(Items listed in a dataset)
* BEGIN *
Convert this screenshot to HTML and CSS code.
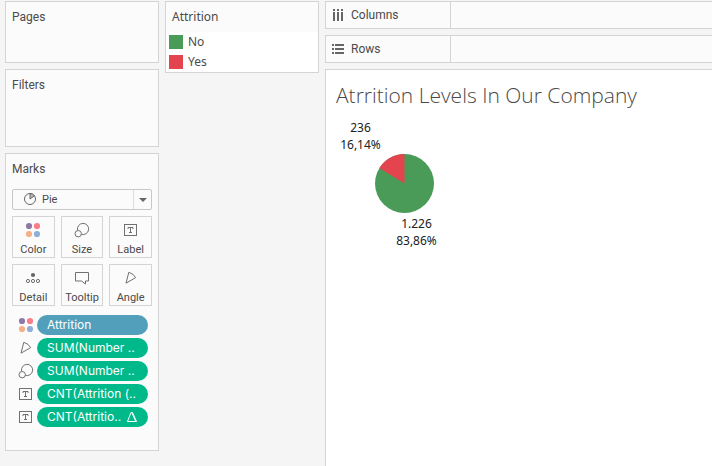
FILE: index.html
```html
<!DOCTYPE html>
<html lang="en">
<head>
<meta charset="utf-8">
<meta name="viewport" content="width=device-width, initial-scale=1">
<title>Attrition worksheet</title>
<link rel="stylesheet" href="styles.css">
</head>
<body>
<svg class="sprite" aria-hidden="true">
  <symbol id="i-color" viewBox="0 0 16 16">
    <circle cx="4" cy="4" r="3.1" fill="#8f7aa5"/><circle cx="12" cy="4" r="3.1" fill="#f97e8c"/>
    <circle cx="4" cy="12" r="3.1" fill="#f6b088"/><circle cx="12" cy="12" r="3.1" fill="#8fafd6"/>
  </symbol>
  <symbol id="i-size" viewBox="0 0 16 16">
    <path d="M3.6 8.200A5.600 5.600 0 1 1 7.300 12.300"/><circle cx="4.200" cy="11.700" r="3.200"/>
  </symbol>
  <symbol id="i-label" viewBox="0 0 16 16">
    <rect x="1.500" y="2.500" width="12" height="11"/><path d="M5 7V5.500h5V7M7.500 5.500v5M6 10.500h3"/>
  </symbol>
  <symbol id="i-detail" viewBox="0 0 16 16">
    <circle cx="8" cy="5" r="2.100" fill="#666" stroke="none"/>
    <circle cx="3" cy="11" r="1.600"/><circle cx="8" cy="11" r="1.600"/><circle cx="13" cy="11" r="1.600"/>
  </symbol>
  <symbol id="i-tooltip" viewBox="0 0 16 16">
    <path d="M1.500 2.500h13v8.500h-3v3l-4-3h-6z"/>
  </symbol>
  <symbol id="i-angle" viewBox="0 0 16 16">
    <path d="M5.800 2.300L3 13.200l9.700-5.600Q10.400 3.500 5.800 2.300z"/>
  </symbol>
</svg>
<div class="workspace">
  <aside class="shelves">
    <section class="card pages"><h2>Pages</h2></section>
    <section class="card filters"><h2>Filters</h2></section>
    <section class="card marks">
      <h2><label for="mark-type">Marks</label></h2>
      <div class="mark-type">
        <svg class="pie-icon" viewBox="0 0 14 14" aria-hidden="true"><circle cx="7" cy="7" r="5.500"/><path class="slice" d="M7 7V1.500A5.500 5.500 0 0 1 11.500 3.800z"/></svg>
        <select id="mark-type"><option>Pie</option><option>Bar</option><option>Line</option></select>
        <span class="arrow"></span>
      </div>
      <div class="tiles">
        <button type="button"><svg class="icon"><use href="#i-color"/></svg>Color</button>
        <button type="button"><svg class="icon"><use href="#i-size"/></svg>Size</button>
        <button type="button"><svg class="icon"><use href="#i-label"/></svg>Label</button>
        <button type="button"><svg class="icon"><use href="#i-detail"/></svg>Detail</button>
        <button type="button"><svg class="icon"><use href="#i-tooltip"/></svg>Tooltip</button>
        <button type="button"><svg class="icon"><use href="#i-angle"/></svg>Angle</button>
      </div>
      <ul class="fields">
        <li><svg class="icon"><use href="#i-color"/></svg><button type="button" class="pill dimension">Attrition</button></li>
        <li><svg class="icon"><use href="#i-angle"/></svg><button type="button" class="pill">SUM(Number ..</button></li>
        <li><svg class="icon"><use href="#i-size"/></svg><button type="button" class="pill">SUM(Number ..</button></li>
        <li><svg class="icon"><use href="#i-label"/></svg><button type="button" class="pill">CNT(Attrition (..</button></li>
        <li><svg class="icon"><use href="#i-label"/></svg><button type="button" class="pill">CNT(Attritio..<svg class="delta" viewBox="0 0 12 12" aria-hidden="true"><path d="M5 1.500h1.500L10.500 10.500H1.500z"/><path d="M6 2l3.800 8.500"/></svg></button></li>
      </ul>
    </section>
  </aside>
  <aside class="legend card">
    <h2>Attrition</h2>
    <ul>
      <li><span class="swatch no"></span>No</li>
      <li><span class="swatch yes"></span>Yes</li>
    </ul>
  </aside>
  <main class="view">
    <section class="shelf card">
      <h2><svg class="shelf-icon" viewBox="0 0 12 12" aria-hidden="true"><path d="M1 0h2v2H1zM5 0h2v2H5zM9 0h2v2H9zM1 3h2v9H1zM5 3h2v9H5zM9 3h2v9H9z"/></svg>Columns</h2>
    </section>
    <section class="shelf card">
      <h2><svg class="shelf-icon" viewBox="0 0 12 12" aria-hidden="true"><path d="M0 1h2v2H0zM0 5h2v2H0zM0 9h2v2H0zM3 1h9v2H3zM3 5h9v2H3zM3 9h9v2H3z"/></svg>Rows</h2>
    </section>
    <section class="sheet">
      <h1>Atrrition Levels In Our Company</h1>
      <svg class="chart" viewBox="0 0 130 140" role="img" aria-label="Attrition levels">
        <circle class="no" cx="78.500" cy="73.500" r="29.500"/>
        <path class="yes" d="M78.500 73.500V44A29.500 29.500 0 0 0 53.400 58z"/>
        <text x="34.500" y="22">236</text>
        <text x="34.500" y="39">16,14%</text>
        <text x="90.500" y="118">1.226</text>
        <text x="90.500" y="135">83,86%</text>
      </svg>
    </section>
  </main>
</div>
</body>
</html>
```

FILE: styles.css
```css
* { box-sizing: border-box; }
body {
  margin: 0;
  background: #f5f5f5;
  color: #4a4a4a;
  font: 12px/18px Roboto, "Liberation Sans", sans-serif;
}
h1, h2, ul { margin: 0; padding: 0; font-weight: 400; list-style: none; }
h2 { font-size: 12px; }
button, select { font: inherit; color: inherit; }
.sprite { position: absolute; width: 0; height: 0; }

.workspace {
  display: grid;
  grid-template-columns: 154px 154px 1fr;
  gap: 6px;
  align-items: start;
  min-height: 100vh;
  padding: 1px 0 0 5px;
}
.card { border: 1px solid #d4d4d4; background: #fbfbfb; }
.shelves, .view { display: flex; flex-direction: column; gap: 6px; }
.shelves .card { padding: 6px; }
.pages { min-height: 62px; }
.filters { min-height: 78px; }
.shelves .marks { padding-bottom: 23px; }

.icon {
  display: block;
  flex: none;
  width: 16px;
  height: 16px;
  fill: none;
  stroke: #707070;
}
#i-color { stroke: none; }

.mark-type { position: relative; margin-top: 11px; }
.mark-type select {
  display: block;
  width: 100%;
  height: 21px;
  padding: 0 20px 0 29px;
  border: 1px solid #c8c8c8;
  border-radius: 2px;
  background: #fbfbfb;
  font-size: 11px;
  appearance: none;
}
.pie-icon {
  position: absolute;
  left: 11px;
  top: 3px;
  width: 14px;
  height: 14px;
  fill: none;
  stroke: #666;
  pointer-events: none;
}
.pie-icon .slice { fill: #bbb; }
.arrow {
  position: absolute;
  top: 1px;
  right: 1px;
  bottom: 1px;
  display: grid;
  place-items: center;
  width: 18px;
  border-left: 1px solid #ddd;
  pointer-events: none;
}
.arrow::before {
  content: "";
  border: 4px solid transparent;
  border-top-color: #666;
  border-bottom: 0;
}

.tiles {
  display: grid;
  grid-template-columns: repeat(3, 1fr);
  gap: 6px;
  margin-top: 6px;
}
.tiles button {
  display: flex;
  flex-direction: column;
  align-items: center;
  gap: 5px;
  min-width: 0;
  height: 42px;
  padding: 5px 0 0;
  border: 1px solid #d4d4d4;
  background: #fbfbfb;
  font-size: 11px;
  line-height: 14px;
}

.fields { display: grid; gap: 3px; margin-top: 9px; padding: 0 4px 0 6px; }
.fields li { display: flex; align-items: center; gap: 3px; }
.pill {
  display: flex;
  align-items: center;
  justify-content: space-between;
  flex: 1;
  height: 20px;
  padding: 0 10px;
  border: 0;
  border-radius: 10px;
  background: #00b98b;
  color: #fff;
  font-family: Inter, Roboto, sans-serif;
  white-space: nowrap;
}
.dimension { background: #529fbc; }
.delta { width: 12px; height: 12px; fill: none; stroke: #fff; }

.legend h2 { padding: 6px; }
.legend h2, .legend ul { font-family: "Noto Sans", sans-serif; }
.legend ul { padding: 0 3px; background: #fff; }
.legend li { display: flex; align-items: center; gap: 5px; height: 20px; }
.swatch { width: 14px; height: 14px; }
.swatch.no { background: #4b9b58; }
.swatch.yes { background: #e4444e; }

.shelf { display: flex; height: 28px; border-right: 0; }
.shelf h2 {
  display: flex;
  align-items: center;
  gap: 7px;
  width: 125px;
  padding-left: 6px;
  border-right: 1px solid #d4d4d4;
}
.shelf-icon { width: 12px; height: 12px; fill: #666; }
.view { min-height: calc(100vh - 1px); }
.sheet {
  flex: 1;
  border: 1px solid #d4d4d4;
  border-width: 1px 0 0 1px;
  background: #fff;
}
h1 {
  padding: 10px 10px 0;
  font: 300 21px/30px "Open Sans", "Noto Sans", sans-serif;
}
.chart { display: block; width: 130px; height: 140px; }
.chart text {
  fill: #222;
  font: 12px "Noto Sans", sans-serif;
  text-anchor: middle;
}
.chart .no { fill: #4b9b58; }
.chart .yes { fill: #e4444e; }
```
* END *
* BEGIN *
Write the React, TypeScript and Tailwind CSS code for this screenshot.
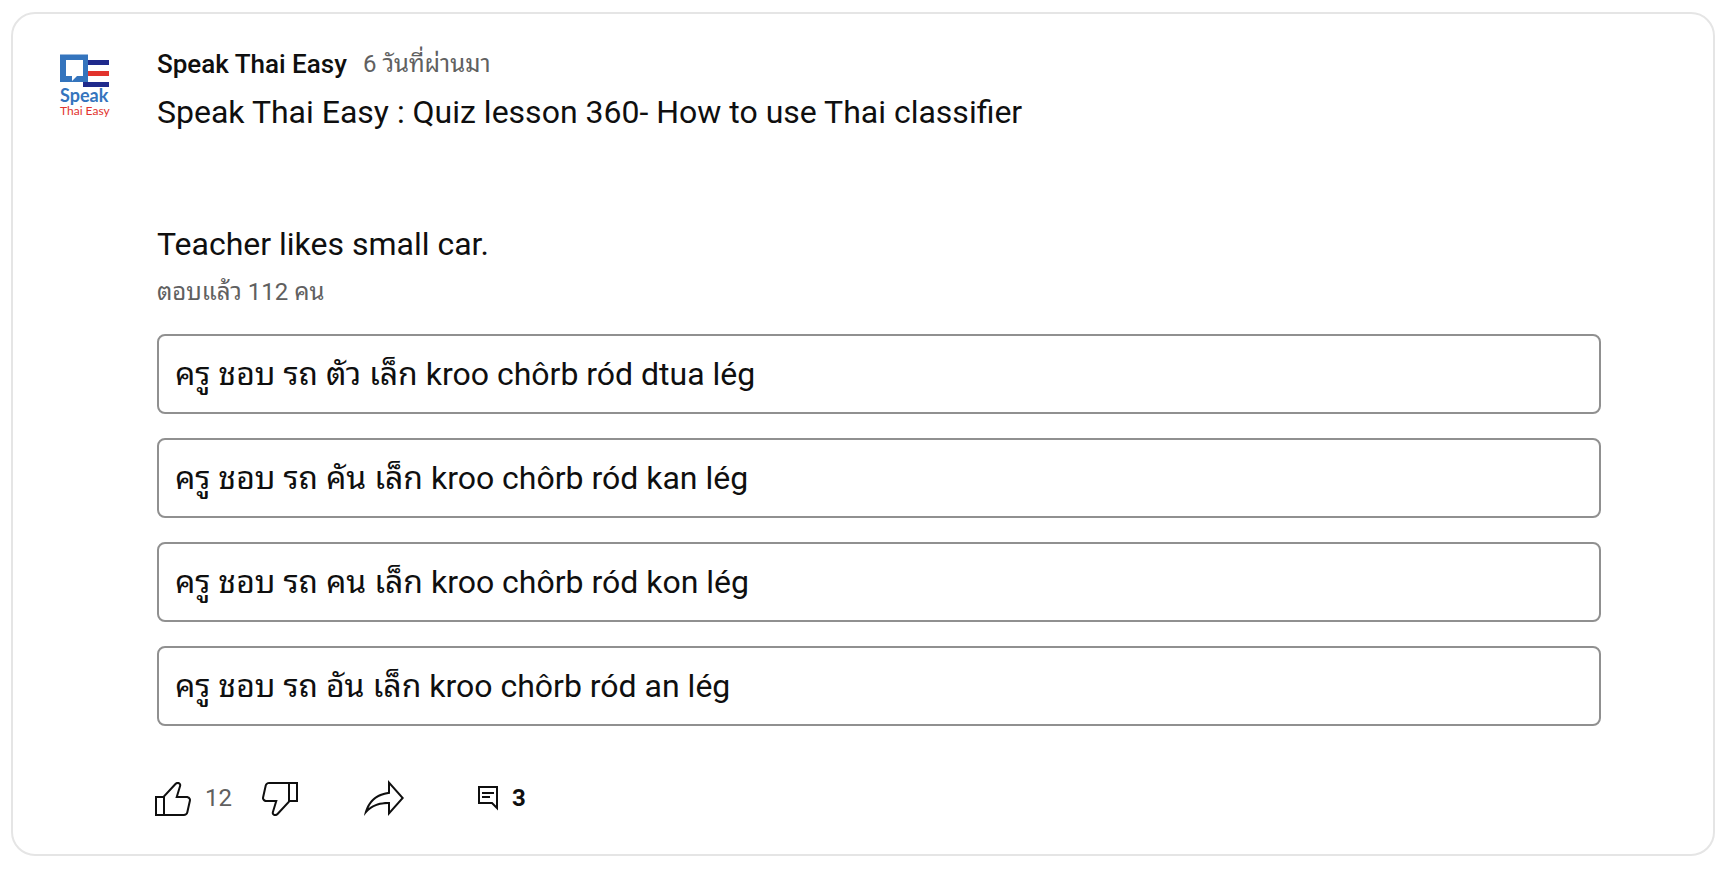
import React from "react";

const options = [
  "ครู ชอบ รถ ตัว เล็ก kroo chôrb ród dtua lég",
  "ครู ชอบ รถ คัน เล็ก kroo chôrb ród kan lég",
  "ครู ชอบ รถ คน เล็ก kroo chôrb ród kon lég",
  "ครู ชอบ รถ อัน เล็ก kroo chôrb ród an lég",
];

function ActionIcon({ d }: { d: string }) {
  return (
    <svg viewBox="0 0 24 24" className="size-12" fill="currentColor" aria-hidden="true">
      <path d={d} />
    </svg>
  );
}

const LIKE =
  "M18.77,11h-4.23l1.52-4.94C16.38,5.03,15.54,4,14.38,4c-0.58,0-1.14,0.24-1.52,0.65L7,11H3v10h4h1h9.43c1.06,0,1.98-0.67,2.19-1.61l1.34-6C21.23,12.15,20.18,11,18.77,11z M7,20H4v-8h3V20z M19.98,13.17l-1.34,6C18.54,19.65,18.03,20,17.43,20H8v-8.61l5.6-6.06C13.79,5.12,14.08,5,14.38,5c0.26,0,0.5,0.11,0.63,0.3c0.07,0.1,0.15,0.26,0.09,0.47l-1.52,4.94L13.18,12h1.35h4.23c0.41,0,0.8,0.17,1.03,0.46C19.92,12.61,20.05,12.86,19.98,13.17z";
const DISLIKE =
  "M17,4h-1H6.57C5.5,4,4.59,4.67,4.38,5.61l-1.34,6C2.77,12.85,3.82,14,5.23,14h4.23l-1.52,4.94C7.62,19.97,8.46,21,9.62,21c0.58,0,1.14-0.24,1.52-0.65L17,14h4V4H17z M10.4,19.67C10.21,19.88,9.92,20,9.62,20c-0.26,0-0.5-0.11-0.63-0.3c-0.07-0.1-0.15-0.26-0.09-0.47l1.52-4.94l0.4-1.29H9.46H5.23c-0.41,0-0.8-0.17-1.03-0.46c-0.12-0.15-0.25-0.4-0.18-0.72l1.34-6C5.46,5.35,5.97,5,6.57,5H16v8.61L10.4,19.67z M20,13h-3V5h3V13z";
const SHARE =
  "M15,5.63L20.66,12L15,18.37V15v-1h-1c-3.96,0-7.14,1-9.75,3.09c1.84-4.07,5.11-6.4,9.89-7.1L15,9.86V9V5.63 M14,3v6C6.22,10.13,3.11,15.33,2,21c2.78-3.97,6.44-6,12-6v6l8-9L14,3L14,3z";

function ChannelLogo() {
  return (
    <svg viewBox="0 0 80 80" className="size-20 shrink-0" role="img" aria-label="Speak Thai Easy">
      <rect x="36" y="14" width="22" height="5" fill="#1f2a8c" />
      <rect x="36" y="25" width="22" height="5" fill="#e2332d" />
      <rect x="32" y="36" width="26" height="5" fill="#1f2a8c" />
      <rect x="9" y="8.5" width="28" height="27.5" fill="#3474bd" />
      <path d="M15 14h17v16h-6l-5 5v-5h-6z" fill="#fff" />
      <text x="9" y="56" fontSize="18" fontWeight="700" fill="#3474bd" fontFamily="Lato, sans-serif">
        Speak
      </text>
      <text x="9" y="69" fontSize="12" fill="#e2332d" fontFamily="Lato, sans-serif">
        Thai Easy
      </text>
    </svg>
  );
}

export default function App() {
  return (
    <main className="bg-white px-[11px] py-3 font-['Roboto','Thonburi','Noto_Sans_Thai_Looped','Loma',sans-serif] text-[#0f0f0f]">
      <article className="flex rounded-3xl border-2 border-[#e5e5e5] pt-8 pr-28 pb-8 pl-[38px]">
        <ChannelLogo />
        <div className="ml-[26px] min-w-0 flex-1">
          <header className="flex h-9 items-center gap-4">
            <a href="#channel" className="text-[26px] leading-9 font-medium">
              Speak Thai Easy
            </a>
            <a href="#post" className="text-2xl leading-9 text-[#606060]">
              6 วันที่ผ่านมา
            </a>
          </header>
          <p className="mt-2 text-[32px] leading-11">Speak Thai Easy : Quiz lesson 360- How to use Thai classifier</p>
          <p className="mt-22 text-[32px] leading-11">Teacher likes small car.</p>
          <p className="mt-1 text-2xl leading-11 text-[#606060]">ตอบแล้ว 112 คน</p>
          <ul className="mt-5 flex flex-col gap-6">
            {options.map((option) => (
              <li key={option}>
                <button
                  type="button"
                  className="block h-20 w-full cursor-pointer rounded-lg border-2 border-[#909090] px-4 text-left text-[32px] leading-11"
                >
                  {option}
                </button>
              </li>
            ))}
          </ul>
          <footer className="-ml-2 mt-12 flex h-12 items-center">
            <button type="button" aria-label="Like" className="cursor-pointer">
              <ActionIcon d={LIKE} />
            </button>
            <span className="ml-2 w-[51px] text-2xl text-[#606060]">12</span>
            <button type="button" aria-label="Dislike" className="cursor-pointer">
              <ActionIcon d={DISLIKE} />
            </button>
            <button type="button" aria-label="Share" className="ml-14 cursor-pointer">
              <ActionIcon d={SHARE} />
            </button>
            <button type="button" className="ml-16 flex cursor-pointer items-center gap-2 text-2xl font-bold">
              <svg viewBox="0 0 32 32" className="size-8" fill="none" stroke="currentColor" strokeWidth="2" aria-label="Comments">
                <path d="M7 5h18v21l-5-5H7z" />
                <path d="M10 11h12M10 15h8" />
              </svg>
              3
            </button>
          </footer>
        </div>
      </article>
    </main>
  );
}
* END *
Wherever a line in the data above holds "React", copy that line.

Write the React, TypeScript and Tailwind CSS code for this screenshot.
import React from "react";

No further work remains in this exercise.